Exercise requirements –
List each line of the data in which the string "size" appears.

Dataset content –
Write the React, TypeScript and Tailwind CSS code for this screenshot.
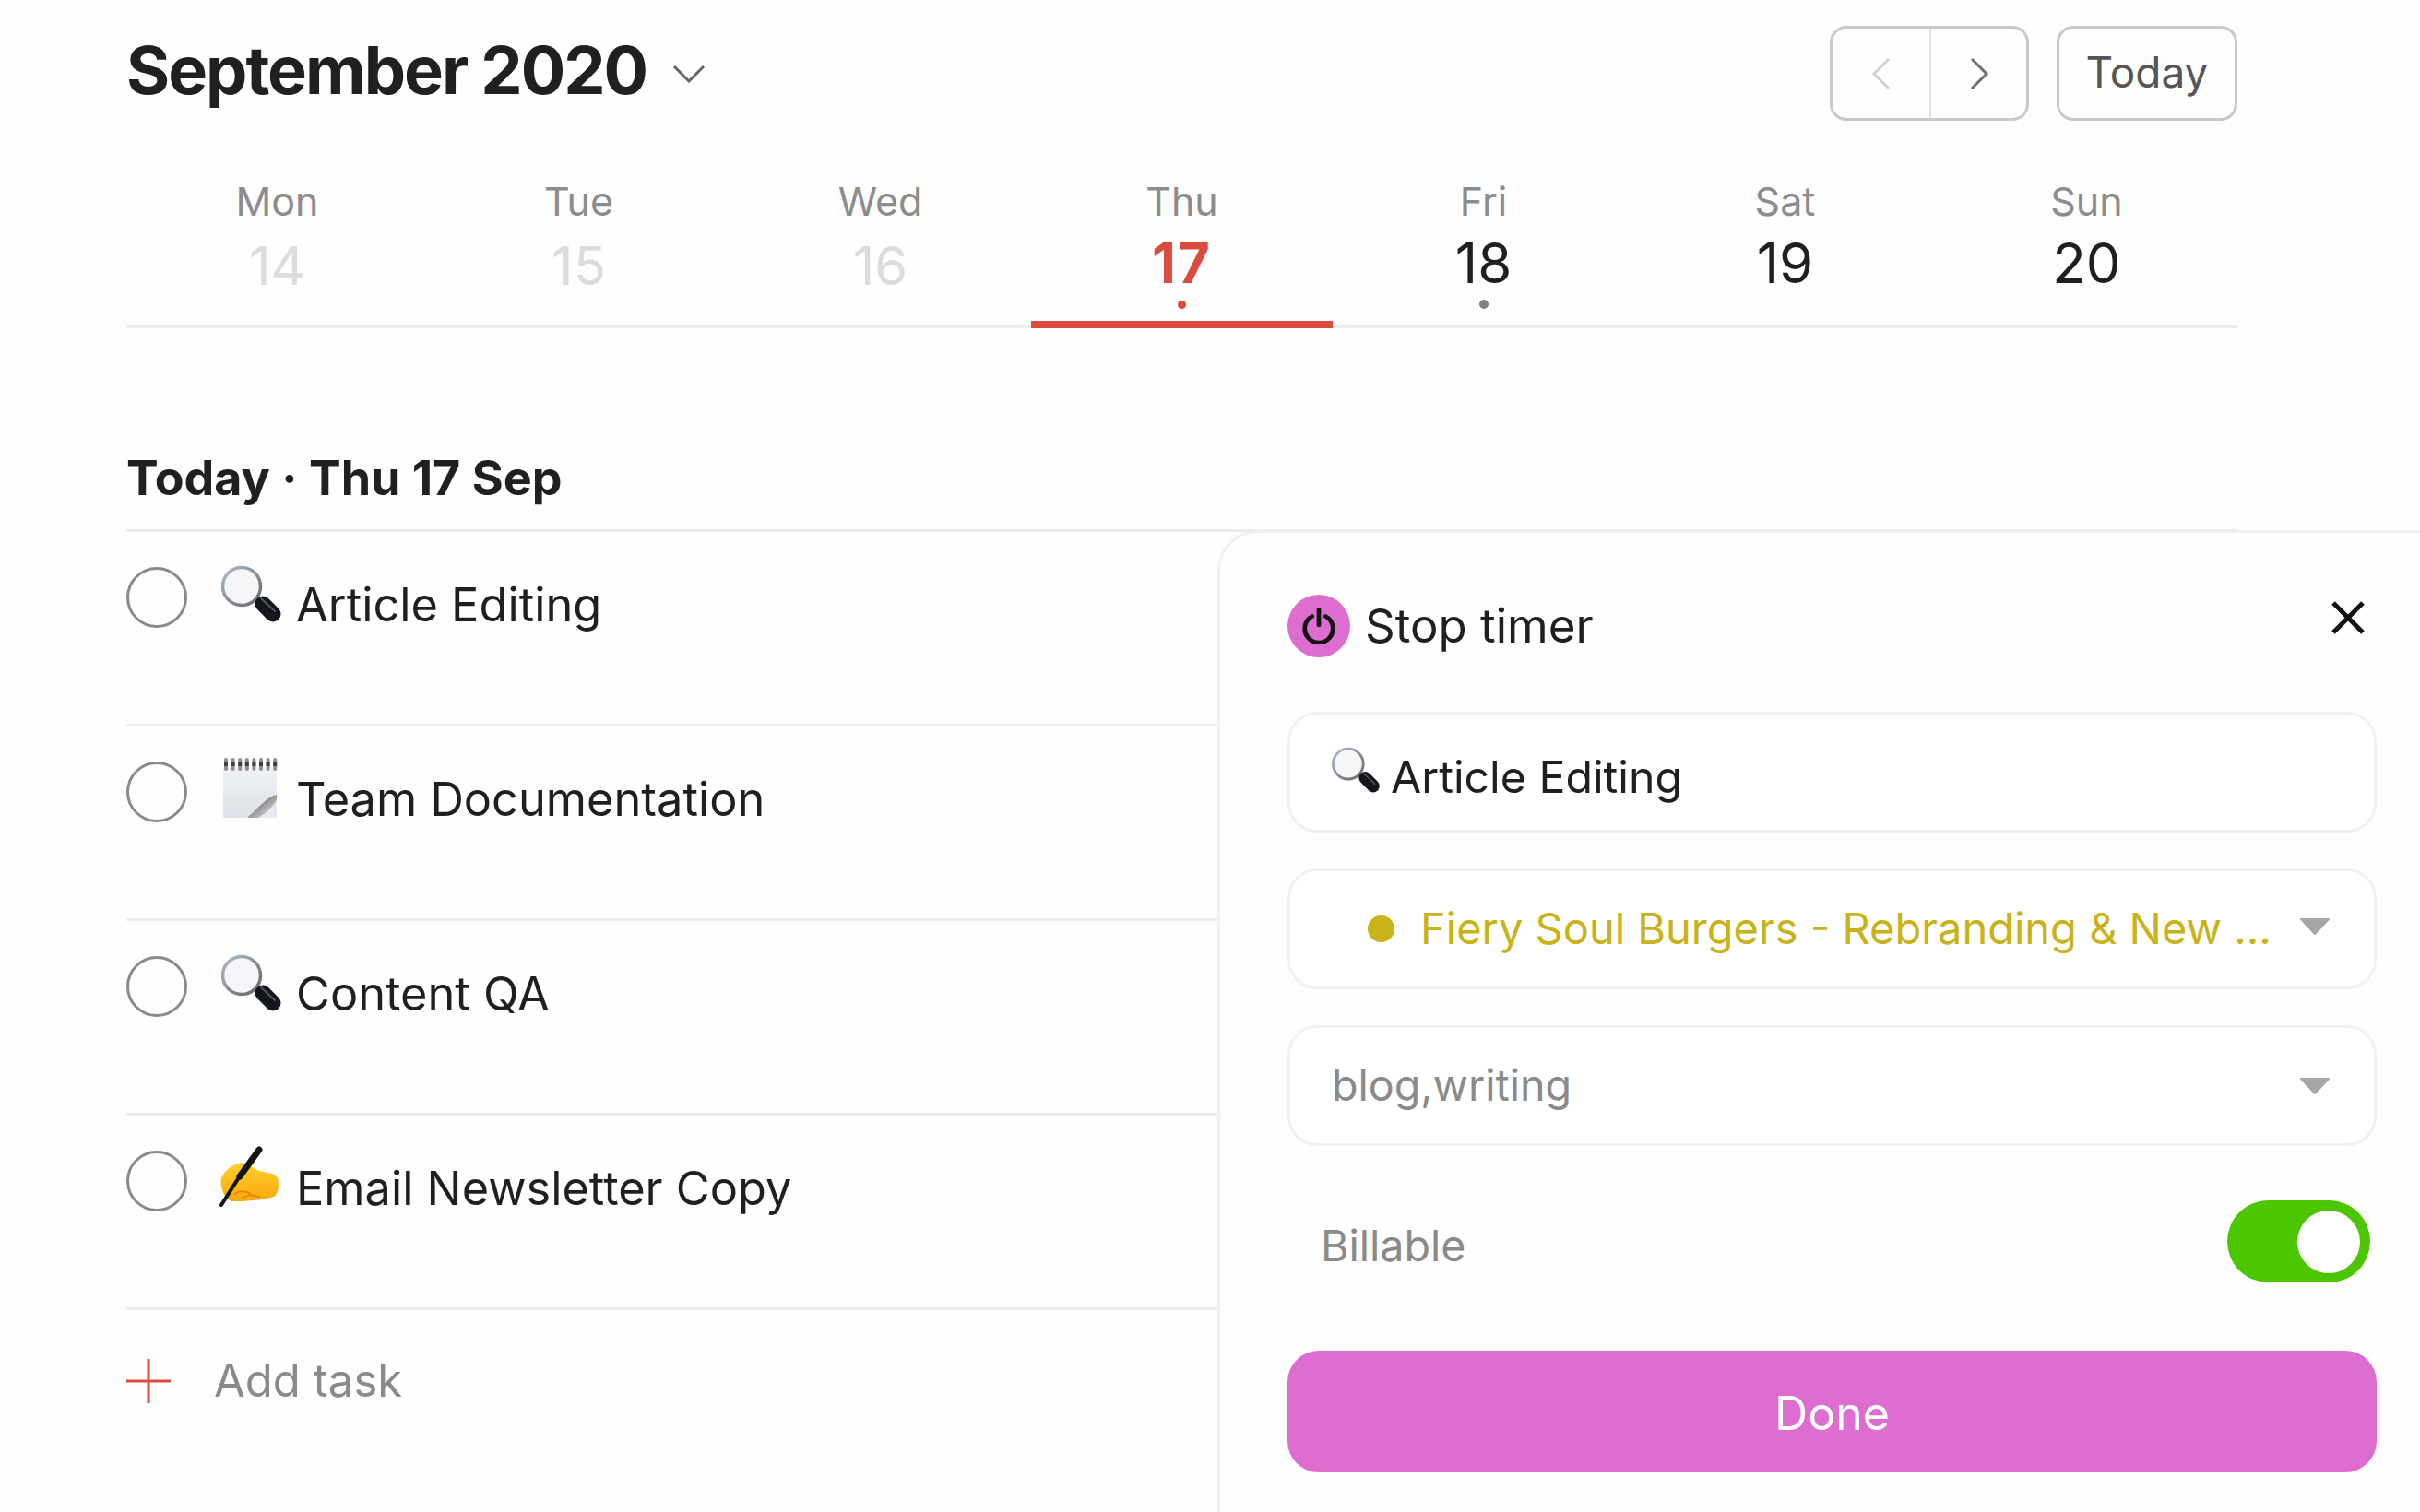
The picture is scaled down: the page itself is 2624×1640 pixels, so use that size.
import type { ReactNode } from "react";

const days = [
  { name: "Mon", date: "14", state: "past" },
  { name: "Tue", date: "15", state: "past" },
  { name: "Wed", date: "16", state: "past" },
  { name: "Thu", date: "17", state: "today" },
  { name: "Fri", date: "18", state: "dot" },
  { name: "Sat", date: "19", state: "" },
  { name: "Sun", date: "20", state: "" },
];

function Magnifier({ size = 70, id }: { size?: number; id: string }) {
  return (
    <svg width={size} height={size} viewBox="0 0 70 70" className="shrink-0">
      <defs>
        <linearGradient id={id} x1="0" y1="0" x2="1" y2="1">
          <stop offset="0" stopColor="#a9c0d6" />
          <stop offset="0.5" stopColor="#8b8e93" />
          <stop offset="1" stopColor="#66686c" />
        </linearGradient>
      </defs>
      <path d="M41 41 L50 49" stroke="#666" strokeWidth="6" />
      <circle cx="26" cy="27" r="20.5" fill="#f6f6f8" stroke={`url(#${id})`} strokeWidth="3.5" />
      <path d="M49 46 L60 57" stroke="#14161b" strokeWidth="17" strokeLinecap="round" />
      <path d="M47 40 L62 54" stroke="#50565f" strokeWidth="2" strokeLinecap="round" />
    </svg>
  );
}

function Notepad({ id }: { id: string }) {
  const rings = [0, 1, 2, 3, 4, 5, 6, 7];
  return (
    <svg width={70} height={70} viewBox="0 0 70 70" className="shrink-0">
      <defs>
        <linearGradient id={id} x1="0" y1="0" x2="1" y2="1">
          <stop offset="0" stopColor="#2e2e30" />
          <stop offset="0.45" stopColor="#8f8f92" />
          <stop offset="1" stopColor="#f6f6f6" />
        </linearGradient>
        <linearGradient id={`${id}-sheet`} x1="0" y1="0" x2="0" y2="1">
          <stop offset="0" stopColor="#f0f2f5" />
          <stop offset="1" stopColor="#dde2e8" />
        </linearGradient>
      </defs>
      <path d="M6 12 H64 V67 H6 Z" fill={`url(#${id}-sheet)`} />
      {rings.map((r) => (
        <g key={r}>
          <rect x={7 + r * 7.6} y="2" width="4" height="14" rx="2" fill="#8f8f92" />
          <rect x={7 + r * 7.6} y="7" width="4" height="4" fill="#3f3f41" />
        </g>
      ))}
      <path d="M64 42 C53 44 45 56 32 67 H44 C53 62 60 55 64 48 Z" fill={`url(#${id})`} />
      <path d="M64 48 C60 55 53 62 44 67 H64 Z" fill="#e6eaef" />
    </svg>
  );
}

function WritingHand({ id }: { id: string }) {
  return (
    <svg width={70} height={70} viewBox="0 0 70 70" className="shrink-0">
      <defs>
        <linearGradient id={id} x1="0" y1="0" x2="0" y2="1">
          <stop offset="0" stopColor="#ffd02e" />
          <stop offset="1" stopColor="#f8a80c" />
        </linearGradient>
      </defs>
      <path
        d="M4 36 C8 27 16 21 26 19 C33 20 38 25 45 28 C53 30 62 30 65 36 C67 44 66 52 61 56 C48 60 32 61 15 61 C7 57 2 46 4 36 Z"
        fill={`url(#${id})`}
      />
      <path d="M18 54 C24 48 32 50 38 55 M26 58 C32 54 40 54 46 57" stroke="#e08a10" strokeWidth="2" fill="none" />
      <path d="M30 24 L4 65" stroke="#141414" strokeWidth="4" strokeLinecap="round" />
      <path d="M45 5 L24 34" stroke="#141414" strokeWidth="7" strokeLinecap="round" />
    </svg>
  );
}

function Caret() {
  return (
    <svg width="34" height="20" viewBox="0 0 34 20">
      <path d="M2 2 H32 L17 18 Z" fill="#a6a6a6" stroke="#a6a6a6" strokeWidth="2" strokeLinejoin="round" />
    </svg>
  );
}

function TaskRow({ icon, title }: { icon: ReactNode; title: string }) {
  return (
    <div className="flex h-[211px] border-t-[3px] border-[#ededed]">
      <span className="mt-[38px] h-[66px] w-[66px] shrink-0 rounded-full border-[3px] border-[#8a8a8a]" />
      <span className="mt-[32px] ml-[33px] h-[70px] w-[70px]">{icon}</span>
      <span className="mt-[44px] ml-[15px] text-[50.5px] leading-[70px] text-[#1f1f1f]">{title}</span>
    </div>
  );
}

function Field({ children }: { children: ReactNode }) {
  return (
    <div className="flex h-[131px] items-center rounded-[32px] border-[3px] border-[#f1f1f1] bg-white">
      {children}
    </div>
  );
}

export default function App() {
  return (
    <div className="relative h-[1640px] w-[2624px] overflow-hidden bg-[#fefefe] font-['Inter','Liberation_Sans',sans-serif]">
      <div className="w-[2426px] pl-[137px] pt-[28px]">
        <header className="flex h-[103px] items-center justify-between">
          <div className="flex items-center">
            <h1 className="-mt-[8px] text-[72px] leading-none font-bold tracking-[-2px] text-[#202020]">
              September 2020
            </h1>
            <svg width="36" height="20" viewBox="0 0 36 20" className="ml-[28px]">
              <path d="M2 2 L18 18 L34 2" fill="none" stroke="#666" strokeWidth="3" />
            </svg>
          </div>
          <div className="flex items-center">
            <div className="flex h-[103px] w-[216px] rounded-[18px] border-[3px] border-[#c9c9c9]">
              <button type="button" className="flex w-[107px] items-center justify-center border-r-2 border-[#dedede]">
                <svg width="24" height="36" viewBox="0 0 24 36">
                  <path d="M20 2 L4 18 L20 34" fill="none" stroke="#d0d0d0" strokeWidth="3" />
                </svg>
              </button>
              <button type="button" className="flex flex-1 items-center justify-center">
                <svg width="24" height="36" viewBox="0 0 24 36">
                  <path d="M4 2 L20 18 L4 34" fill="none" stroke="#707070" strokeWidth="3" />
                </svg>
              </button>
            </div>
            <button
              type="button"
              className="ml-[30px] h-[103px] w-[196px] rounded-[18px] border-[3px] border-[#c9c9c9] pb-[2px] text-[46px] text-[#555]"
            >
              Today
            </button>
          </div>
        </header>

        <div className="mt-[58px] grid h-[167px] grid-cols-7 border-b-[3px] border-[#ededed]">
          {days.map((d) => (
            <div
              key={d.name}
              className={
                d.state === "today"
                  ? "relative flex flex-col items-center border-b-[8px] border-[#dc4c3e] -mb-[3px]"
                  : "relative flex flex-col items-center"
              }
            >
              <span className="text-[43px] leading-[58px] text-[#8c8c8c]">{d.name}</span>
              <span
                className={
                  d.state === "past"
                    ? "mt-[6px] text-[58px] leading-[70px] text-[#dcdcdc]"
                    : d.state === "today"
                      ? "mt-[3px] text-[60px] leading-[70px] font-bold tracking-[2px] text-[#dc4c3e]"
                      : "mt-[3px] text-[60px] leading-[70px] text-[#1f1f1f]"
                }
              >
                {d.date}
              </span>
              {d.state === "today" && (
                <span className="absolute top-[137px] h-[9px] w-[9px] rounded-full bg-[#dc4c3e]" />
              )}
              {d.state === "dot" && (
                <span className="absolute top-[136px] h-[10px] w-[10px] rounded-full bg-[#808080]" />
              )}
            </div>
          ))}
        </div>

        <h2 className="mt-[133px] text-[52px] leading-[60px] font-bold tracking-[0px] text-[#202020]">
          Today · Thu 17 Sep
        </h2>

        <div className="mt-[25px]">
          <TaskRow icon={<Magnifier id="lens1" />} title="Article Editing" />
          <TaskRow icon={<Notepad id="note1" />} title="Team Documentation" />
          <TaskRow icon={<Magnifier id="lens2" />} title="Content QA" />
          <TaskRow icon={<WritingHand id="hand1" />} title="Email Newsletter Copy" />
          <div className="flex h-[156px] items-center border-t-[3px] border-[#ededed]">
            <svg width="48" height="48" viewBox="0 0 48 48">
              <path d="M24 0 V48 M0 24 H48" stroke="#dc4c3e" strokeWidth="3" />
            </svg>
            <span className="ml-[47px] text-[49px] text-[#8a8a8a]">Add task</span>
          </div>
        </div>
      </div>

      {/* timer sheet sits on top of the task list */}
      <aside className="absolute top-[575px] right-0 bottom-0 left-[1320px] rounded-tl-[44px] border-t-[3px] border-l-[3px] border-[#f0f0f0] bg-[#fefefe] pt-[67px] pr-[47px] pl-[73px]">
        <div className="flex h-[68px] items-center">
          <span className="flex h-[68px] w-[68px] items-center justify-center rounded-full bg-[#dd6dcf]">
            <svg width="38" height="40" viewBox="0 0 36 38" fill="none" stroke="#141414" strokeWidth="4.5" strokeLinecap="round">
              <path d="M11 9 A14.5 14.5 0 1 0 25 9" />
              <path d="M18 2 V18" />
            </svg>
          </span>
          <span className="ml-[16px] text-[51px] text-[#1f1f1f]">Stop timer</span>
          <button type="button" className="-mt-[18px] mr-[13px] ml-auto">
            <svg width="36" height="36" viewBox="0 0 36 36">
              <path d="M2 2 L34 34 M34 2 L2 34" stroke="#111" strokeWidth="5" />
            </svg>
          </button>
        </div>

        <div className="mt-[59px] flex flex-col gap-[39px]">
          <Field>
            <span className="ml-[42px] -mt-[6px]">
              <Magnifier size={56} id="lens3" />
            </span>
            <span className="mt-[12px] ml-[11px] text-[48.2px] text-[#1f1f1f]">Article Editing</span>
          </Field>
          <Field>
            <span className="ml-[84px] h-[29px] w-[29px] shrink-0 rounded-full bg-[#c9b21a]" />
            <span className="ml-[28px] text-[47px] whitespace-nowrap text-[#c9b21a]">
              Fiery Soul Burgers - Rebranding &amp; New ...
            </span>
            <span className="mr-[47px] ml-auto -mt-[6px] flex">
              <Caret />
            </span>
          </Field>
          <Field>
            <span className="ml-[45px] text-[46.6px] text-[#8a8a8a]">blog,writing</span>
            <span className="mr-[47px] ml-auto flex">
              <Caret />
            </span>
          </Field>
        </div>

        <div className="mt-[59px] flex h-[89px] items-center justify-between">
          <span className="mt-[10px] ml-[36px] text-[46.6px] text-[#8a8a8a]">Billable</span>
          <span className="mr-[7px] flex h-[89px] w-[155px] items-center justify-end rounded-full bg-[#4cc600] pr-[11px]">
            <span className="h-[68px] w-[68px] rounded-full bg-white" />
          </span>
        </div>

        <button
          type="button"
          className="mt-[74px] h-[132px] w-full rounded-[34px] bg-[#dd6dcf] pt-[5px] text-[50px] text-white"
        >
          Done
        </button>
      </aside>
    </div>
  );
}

Full output –
The picture is scaled down: the page itself is 2624×1640 pixels, so use that size.
function Magnifier({ size = 70, id }: { size?: number; id: string }) {
    <svg width={size} height={size} viewBox="0 0 70 70" className="shrink-0">
              <Magnifier size={56} id="lens3" />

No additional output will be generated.